Agent Proxy Node Port: 30001
Metrics Gateway Port : 30000

To get the node IP address(es) for your Kubernetes cluster, run the following command at the command line:
    kubectl get nodes -o jsonpath='{.items[*].status.addresses[?(@.type=="InternalIP")].address}{"\n"}'

If your output resembles the example above, then you have completed your install of the Sensor Collector.

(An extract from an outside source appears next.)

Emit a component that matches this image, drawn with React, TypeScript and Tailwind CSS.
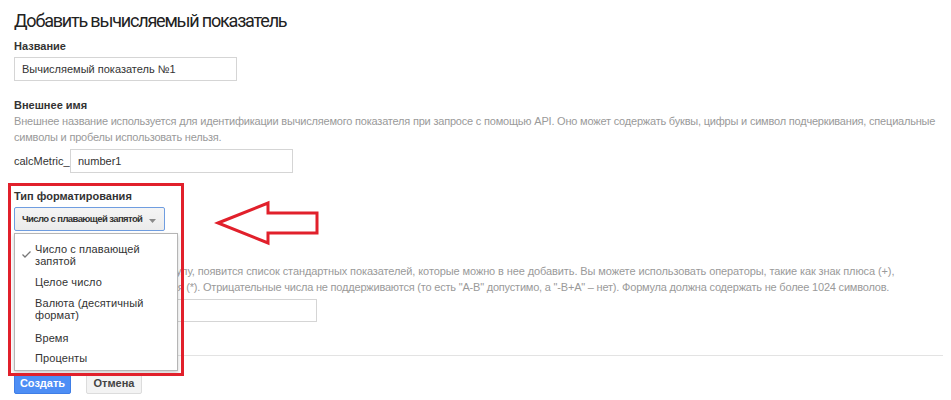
import React from "react";

const F = { fontFamily: '"Liberation Sans", Arial, sans-serif' };

export default function App() {
  return (
    <div
      className="relative w-[951px] h-[400px] overflow-hidden bg-white text-[#333]"
      style={F}
    >
      <div className="flex flex-col pl-[14px]">
        <h1
          className="mt-[9px] text-[18px] leading-[24px] text-[#222] tracking-[-1.2px]"
          style={{ fontFamily: "Roboto, Arial, sans-serif", fontWeight: 400 }}
        >
          Добавить вычисляемый показатель
        </h1>

        <div className="mt-[6px] text-[11px] leading-[14px] font-bold text-[#333]">Название</div>
        <div className="mt-[4px] w-[223px] h-[24px] border border-[#d5d5d5] flex items-center px-[7px] text-[11px] text-[#333]">
          Вычисляемый показатель №1
        </div>

        <div className="mt-[17px] text-[11px] leading-[14px] font-bold text-[#333]">Внешнее имя</div>
        <div className="mt-[1px] text-[11px] leading-[16px] text-[#9a9a9a] tracking-[-0.2px]">
          <div className="whitespace-nowrap">
            Внешнее название используется для идентификации вычисляемого показателя при запросе с помощью API. Оно может содержать буквы, цифры и символ подчеркивания, специальные
          </div>
          <div className="whitespace-nowrap">символы и пробелы использовать нельзя.</div>
        </div>
        <div className="mt-[4px] flex items-center gap-[1px]">
          <span className="text-[11px] text-[#333] w-[55px]">calcMetric_</span>
          <div className="w-[223px] h-[24px] border border-[#d5d5d5] flex items-center px-[7px] text-[11px] text-[#333]">
            number1
          </div>
        </div>

        <div className="mt-[16px] text-[11px] leading-[14px] font-bold text-[#333]">Тип форматирования</div>
        <div className="mt-[4px] w-[151px] h-[24px] rounded-[2px] border border-[#6f9de0] bg-gradient-to-b from-[#f5f5f5] to-[#ebebeb] flex items-center pl-[7px] pr-[8px] justify-between">
          <span className="whitespace-nowrap text-[9.5px] font-bold text-[#333] tracking-[-0.6px]">
            Число с плавающей запятой
          </span>
          <svg width="7" height="4" viewBox="0 0 7 4" className="mt-[3px]">
            <path d="M0 0 L7 0 L3.5 4 Z" fill="#8a8a8a" />
          </svg>
        </div>

        <div className="mt-[16px] text-[11px] leading-[14px] font-bold text-[#333]">Формула</div>
        <div className="mt-[2px] text-[11px] leading-[16px] text-[#9a9a9a]">
          <div className="whitespace-nowrap tracking-[-0.1px]">
            Когда вы начнете вводить формулу, появится список стандартных показателей, которые можно в нее добавить. Вы можете использовать операторы, такие как знак плюса (+),
          </div>
          <div className="whitespace-nowrap tracking-[-0.2px]">
            минус (-), деление (/) и умножения (*). Отрицательные числа не поддерживаются (то есть "A-B" допустимо, а "-B+A" – нет). Формула должна содержать не более 1024 символов.
          </div>
        </div>
        <div className="mt-[4px] w-[303px] h-[23px] border border-[#d5d5d5]" />

        <div className="mt-[33px] w-[929px] h-[1px] bg-[#e3e3e3]" />

        <div className="mt-[17px] flex gap-[15px]">
          <div className="w-[57px] h-[21px] rounded-[2px] bg-[#4d8ef5] border border-[#3f7ee6] flex items-center justify-center text-[11px] font-bold text-white">
            Создать
          </div>
          <div className="w-[56px] h-[21px] rounded-[2px] bg-[#f3f3f3] border border-[#dcdcdc] flex items-center justify-center text-[11px] font-bold text-[#444]">
            Отмена
          </div>
        </div>
      </div>

      {/* dropdown menu */}
      <div className="absolute left-[14px] top-[233px] w-[164px] h-[138px] bg-white border border-[#b5b5b5] shadow-[0_2px_4px_rgba(0,0,0,0.2)] text-[11px] leading-[12px] text-[#333] tracking-[0.1px]">
        <div className="relative pl-[20px] pt-[9px]">
          <svg width="9" height="7" viewBox="0 0 9 7" className="absolute left-[7px] top-[17px]">
            <path d="M0.5 3.5 L3 6 L8.5 0.5" fill="none" stroke="#777" strokeWidth="1.3" />
          </svg>
          <div>Число с плавающей</div>
          <div>запятой</div>
        </div>
        <div className="pl-[20px] mt-[9px]">Целое число</div>
        <div className="pl-[20px] mt-[9px]">
          <div>Валюта (десятичный</div>
          <div>формат)</div>
        </div>
        <div className="pl-[20px] mt-[11px]">Время</div>
        <div className="pl-[20px] mt-[8px]">Проценты</div>
      </div>

      {/* red annotation box */}
      <div className="absolute left-[8px] top-[183px] w-[176px] h-[193px] border-[3px] border-[#e1202b]" />

      {/* red arrow */}
      <svg
        className="absolute left-[214px] top-[200px]"
        width="108"
        height="48"
        viewBox="0 0 108 48"
      >
        <path
          d="M4 23 L54 3 L54 13 L103 13 L103 33 L54 33 L54 43 Z"
          fill="none"
          stroke="#e1202b"
          strokeWidth="3"
          strokeLinejoin="miter"
        />
      </svg>
    </div>
  );
}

If any of the tested prerequisites were not met, the install will abort, and the user is expected to correct the deficiency before trying again.

Additional Notes

Node Ports

Both the Filewatcher and Gateway Sensor Collector variants must expose ports to allow external access to the Sensor Collector. For the Filewatcher variant, this is the port where the SFTP server (used for ingesting .csv files into the system) is exposed. For the Gateway variant, these are the ports for the Agent Proxy and the Metrics Gateway.

In both cases, static node port assignments are determined by the values in the values.yaml file used during the Helm installation.

For the Filewatcher Sensor Collector, the SFTP server port is assigned with the filewatcher.nodePort parameter.

For the Gateway variant, the ports for the Agent Proxy and the Metrics Gateway are determined by the openMetricsGateway.agentProxyPort and openMetricsGateway.metricsGatewayPort parameters, respectively.

These values are automatically populated when you download the values.yaml file from Provider Connectivity Assurance. For a Filewatcher Sensor Collector, the filewatcher.nodePort defaults to 3000. For a Gateway Sensor Collector, the port assignments are based on the connector configuration you created in the Provider Connectivity Assurance user interface when you created the Sensor Collector.

Important: As mentioned in the Configuration article, the default Gateway ports (55777 and 55888) are outside of the valid port range for most Kubernetes clusters (node port range is typically 30000-32767), so if you are deploying a Gateway to a Kubernetes cluster, you will most likely need to select different values for these ports. The port assignments for any of these ports must respect the valid node port range for your Kubernetes cluster.